True that on the grounding system Dun. Couldn't I ground throught the existing barbed wire? He's sure to be hitting that when he hits the hot wire. I could additionally drive my ground rods at every corner of the pasture to help.
 
you might try the buddy syatem, if you have young bull in with the older one he will worry more about leaving his cows with the other bull. but they may team up and go to the neighbors as buddies. if you and the neighbor have different calving seasons then share the bull and the expense. :?
 
D.R. Cattle":2xplf36n said:
True that on the grounding system Dun. Couldn't I ground throught the existing barbed wire? He's sure to be hitting that when he hits the hot wire. I could additionally drive my ground rods at every corner of the pasture to help.

I've only used existing pendcing as a ground for short runs of temp. wire. If it's hung on T-posts it will work fairly well. But you should habe a good solid ground system. Rather then one rod per wire, it will work better if you use 3-6 rods 6 feet long and all ground wires hooked to them. The ground system takes a pretty significant amount of space, but if you align it under beneath the fence in the fence line it doesn't eat up as much space .
BTW I consider a short run to be 1/4 mile or less.

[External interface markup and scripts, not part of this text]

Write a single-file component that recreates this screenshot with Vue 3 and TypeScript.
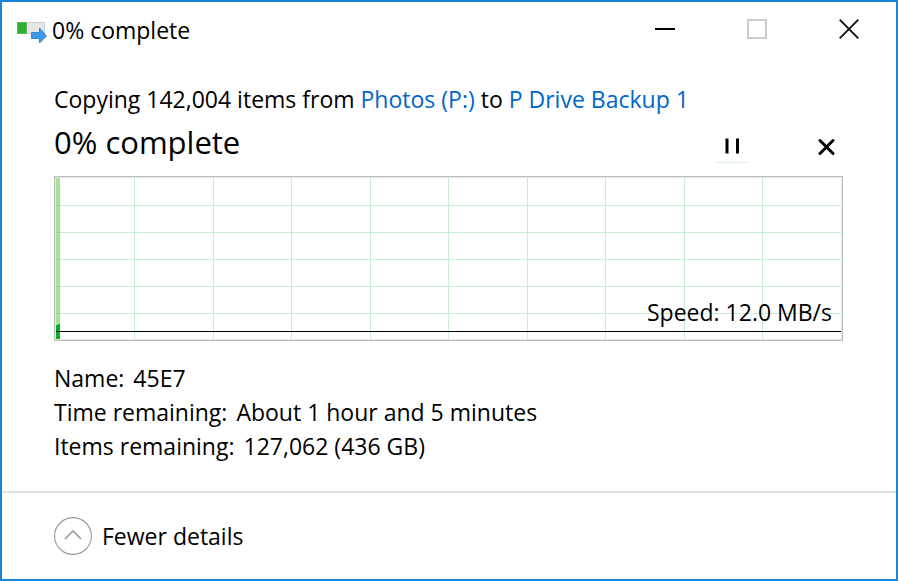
<script setup lang="ts">
import { computed, ref } from 'vue'

interface Detail {
  label: string
  value: string
}

const percent = ref(0)
const status = computed(() => `${percent.value}% complete`)
const speed = 'Speed: 12.0 MB/s'

const details: Detail[] = [
  { label: 'Name:', value: '45E7' },
  { label: 'Time remaining:', value: 'About 1 hour and 5 minutes' },
  { label: 'Items remaining:', value: '127,062 (436 GB)' },
]

const columns = Array.from({ length: 9 }, (_, i) => `${(i + 1) * 10}%`)
const rows = Array.from({ length: 5 }, (_, i) => (i + 1) * 27)
</script>

<template>
  <div class="window">
    <header class="titlebar">
      <svg class="app-icon" width="31" height="22" viewBox="0 0 31 22" aria-hidden="true">
        <rect x="0.5" y="0.5" width="27" height="11" fill="#e6e6e6" stroke="#cfcfcf" />
        <rect x="0.5" y="0.5" width="9" height="11" fill="#30b030" stroke="#58b558" />
        <path d="M14.500 10.500h8V6l7 8-7 7v-4.500h-8z" fill="#3c9ae8" stroke="#3289d6" />
      </svg>
      <span class="title">{{ status }}</span>
      <div class="controls">
        <button type="button" class="control" aria-label="Minimize">
          <svg width="20" height="20" viewBox="0 0 20 20"><path d="M0 10h20" stroke="#000" stroke-width="2" /></svg>
        </button>
        <button type="button" class="control" aria-label="Maximize" disabled>
          <svg width="20" height="20" viewBox="0 0 20 20"><rect x="1" y="1" width="18" height="18" fill="none" stroke="#ccc" stroke-width="2" /></svg>
        </button>
        <button type="button" class="control" aria-label="Close">
          <svg width="20" height="20" viewBox="0 0 20 20"><path d="M.7.7l18.600 18.600M19.300.7L.7 19.300" stroke="#111" stroke-width="1.900" /></svg>
        </button>
      </div>
    </header>

    <main class="content">
      <p class="summary">
        Copying 142,004 items from <a href="#">Photos (P:)</a> to <a href="#">P Drive Backup 1</a>
      </p>
      <div class="progress-row">
        <h1 class="progress">{{ status }}</h1>
        <div class="actions">
          <button type="button" class="action pause" aria-label="Pause">
            <svg width="16" height="16" viewBox="0 0 16 16"><path d="M3 .5v15M13.500.5v15" stroke="#000" stroke-width="3" /></svg>
          </button>
          <button type="button" class="action" aria-label="Cancel">
            <svg width="18" height="18" viewBox="0 0 18 18"><path d="M3 3.500l13 13M16 3.500l-13 13" stroke="#000" stroke-width="3" stroke-linecap="round" /></svg>
          </button>
        </div>
      </div>

      <div class="chart">
        <svg class="plot" width="100%" height="100%" shape-rendering="crispEdges" aria-hidden="true">
          <g stroke="#c8eed2">
            <line v-for="x in columns" :key="x" :x1="x" :x2="x" y1="0" y2="100%" />
            <line v-for="y in rows" :key="y" x1="0" x2="100%" :y1="y" :y2="y" />
          </g>
          <rect width="4" height="100%" fill="#a7e491" />
          <path v-for="y in rows" :key="`m${y}`" :d="`M0 ${y}h4`" stroke="#8edb80" />
          <path d="M0 147h2v-1h2v15H0z" fill="#06b025" />
          <line x1="0" x2="100%" y1="153" y2="153" stroke="#000" />
        </svg>
        <span class="speed">{{ speed }}</span>
      </div>

      <dl class="details">
        <div v-for="item in details" :key="item.label" class="detail">
          <dt>{{ item.label }}</dt>
          <dd>{{ item.value }}</dd>
        </div>
      </dl>
    </main>

    <footer class="footer">
      <button type="button" class="toggle">
        <svg width="38" height="38" viewBox="0 0 38 38" fill="none" aria-hidden="true">
          <circle cx="19" cy="19" r="18.400" stroke="#999" stroke-width="1.100" />
          <path d="M11 22l8-8 8 8" stroke="#999" stroke-width="1.600" />
        </svg>
        <span>Fewer details</span>
      </button>
    </footer>
  </div>
</template>

<style>
body {
  margin: 0;
}
</style>

<style scoped>
.window {
  box-sizing: border-box;
  display: flex;
  flex-direction: column;
  min-height: 100vh;
  border: 2px solid #1883d7;
  background: #fff;
  color: #000;
  font-family: "Segoe UI", "Open Sans", "Noto Sans", sans-serif;
  font-size: 23px;
  line-height: 34px;
}

button {
  padding: 0;
  border: 0;
  background: none;
  color: inherit;
  font: inherit;
}

svg {
  display: block;
}

.titlebar {
  display: flex;
  align-items: center;
  height: 56px;
  padding: 0 1px 0 15px;
}

.app-icon {
  margin-top: 6px;
}

.title {
  margin-left: 4px;
}

.controls {
  display: flex;
  align-self: flex-start;
  margin-left: auto;
}

.control {
  display: grid;
  place-items: center;
  width: 92px;
  height: 54px;
}

.content {
  flex: 1;
  padding: 24px 53px 0 52px;
}

.summary {
  margin: 0;
}

a {
  color: #0066cc;
  text-decoration: none;
}

.progress-row {
  display: flex;
  align-items: center;
  justify-content: space-between;
  height: 60px;
}

.progress {
  margin: 0 0 8px;
  font-size: 31px;
  font-weight: 400;
  line-height: 42px;
}

.actions {
  display: flex;
  gap: 60px;
}

.action {
  display: grid;
  place-items: center;
  box-sizing: border-box;
  width: 34px;
  height: 34px;
  border-bottom: 1px solid transparent;
}

.pause {
  border-bottom-color: #def1fb;
}

.chart {
  display: grid;
  box-sizing: border-box;
  height: 165px;
  border: 1px solid #bcbcbc;
  box-shadow: inset 0 0 0 1px #e6e6e6;
  padding: 1px;
}

.plot,
.speed {
  grid-area: 1 / 1;
}

.speed {
  place-self: end;
  margin: 0 9px 10px 0;
}

.details {
  margin: 20px 0 0;
}

.detail {
  display: flex;
  gap: 9px;
}

dd {
  margin: 0;
}

.footer {
  padding: 24px 52px;
  border-top: 2px solid #e3e3e3;
}

.toggle {
  display: flex;
  align-items: center;
  gap: 10px;
}
</style>
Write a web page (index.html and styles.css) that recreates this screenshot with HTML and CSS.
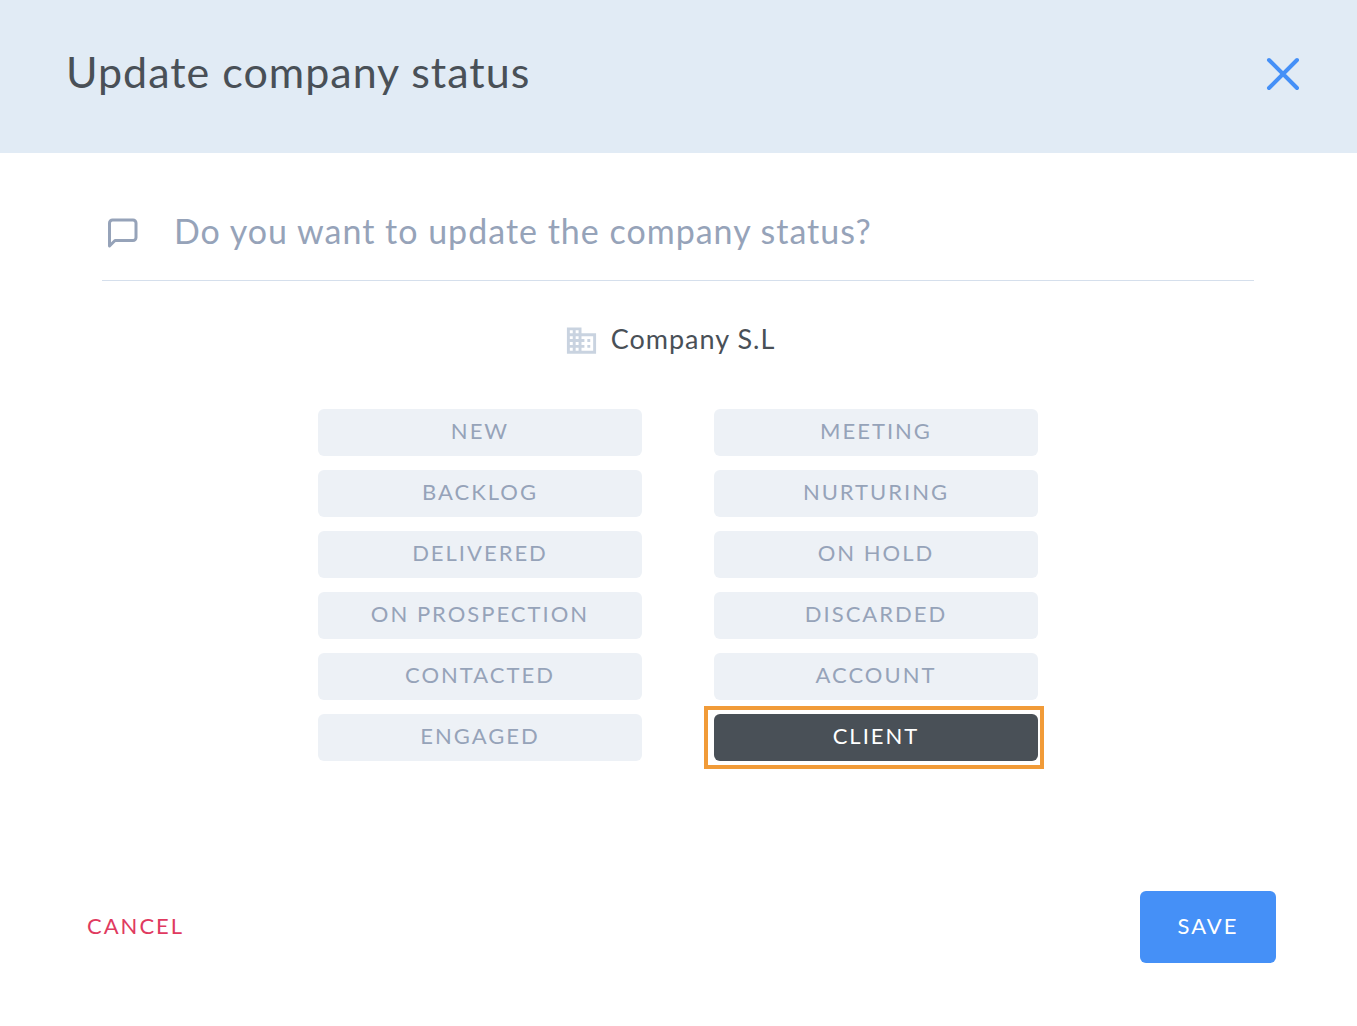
FILE: index.html
```html
<!DOCTYPE html>
<html lang="en">

<head>
  <meta charset="UTF-8" />
  <meta name="viewport" content="width=device-width, initial-scale=1" />
  <title>Update company status</title>
  <link rel="stylesheet" href="styles.css">
</head>

<body>
  <div class="modal" role="dialog" aria-labelledby="modal-title">
    <header class="modal-header">
      <h1 class="modal-title" id="modal-title">Update company status</h1>
      <button class="close" type="button" aria-label="Close">
        <svg width="34" height="34" viewBox="0 0 34 34" fill="none" stroke="currentColor" stroke-width="4" stroke-linecap="round">
          <path d="M3 3l28 28M31 3L3 31" />
        </svg>
      </button>
    </header>

    <main class="modal-body">
      <div class="question">
        <svg class="question-icon" width="32" height="32" viewBox="0 0 32 32" fill="none" stroke="currentColor" stroke-width="3" stroke-linejoin="round">
          <path d="M2.500 29V6a3 3 0 0 1 3-3h20.500a3 3 0 0 1 3 3v14.500a3 3 0 0 1-3 3H8z" />
        </svg>
        <p class="question-text">Do you want to update the company status?</p>
      </div>

      <div class="company">
        <svg class="company-icon" width="35" height="35" viewBox="0 0 24 24" fill="currentColor">
          <path d="M12 7V3H2v18h20V7H12zM6 19H4v-2h2v2zm0-4H4v-2h2v2zm0-4H4V9h2v2zm0-4H4V5h2v2zm4 12H8v-2h2v2zm0-4H8v-2h2v2zm0-4H8V9h2v2zm0-4H8V5h2v2zm10 12h-8v-2h2v-2h-2v-2h2v-2h-2V9h8v10zm-2-8h-2v2h2v-2zm0 4h-2v2h2v-2z" />
        </svg>
        <span class="company-name">Company S.L</span>
      </div>

      <div class="status-list">
        <button class="status" type="button">NEW</button>
        <button class="status" type="button">BACKLOG</button>
        <button class="status" type="button">DELIVERED</button>
        <button class="status" type="button">ON PROSPECTION</button>
        <button class="status" type="button">CONTACTED</button>
        <button class="status" type="button">ENGAGED</button>
        <button class="status" type="button">MEETING</button>
        <button class="status" type="button">NURTURING</button>
        <button class="status" type="button">ON HOLD</button>
        <button class="status" type="button">DISCARDED</button>
        <button class="status" type="button">ACCOUNT</button>
        <button class="status active" type="button" aria-pressed="true">CLIENT</button>
      </div>
    </main>

    <footer class="modal-footer">
      <button class="btn btn-cancel" type="button">CANCEL</button>
      <button class="btn btn-save" type="button">SAVE</button>
    </footer>
  </div>
</body>

</html>
```

FILE: styles.css
```css
* {
  box-sizing: border-box;
}

body {
  margin: 0;
  background-color: #fff;
  color: #495057;
  font-family: Lato, "Liberation Sans", sans-serif;
}

button {
  padding: 0;
  border: 0;
  background: none;
  font-family: inherit;
  cursor: pointer;
}

svg {
  display: block;
  flex-shrink: 0;
}

.modal {
  display: flex;
  flex-direction: column;
  min-height: 100vh;
}

/* header */
.modal-header {
  display: flex;
  align-items: center;
  justify-content: space-between;
  padding: 44px 57px 49px 66px;
  background-color: #e1ebf5;
}

.modal-title {
  margin: 0;
  padding-bottom: 4px;
  font-size: 43px;
  font-weight: 400;
  line-height: 56px;
  letter-spacing: 1px;
}

.close {
  color: #4590f7;
}

/* body */
.modal-body {
  flex: 1;
  padding: 56px 103px 0 102px;
}

.question {
  display: flex;
  align-items: center;
  gap: 35px;
  padding: 0 5px 23px;
  border-bottom: 1px solid #d5dfec;
  color: #96a3b9;
}

.question-text {
  margin: 0;
  padding-bottom: 4px;
  font-size: 34px;
  line-height: 44px;
  letter-spacing: 1px;
}

.company {
  display: flex;
  align-items: center;
  justify-content: center;
  gap: 12px;
  margin: 41px 0 51px;
  padding-right: 17px;
}

.company-icon {
  color: #c9d3e0;
}

.company-name {
  padding-bottom: 2px;
  font-size: 27px;
  line-height: 34px;
  letter-spacing: 1px;
}

.status-list {
  display: grid;
  grid-template-rows: repeat(6, auto);
  grid-auto-flow: column;
  grid-auto-columns: 1fr;
  gap: 14px 72px;
  max-width: 720px;
  margin: 0 auto;
}

.status {
  padding: 7px 0 10px;
  border-radius: 6px;
  background-color: #edf1f6;
  color: #96a3b9;
  font-size: 22px;
  line-height: 30px;
  letter-spacing: 2px;
}

.status.active {
  position: relative;
  background-color: #495057;
  color: #fff;
}

/* square frame around the selected status */
.status.active::after {
  content: "";
  position: absolute;
  top: -8px;
  right: -6px;
  bottom: -8px;
  left: -10px;
  border: 4px solid #f19b38;
}

/* footer */
.modal-footer {
  display: flex;
  align-items: center;
  justify-content: space-between;
  padding: 0 81px 63px 87px;
}

.btn {
  padding-bottom: 2px;
  font-size: 22px;
  line-height: 70px;
  letter-spacing: 2px;
}

.btn-cancel {
  color: #e03a5f;
}

.btn-save {
  min-width: 136px;
  border-radius: 6px;
  background-color: #4590f7;
  color: #fff;
}
```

The key to a good electric fencing system is the ground system, no matter what else you do, if the ground isn't right, the system won't work as planned.
When we moved to this farm, if you took readings at the farthest point on the fencin, probably after running only about a mile, but with segments running off of it for a total of another couple of miles, we only would read about 5k volts. We redid the ground system and now we're reading almost 8k any place on the fence.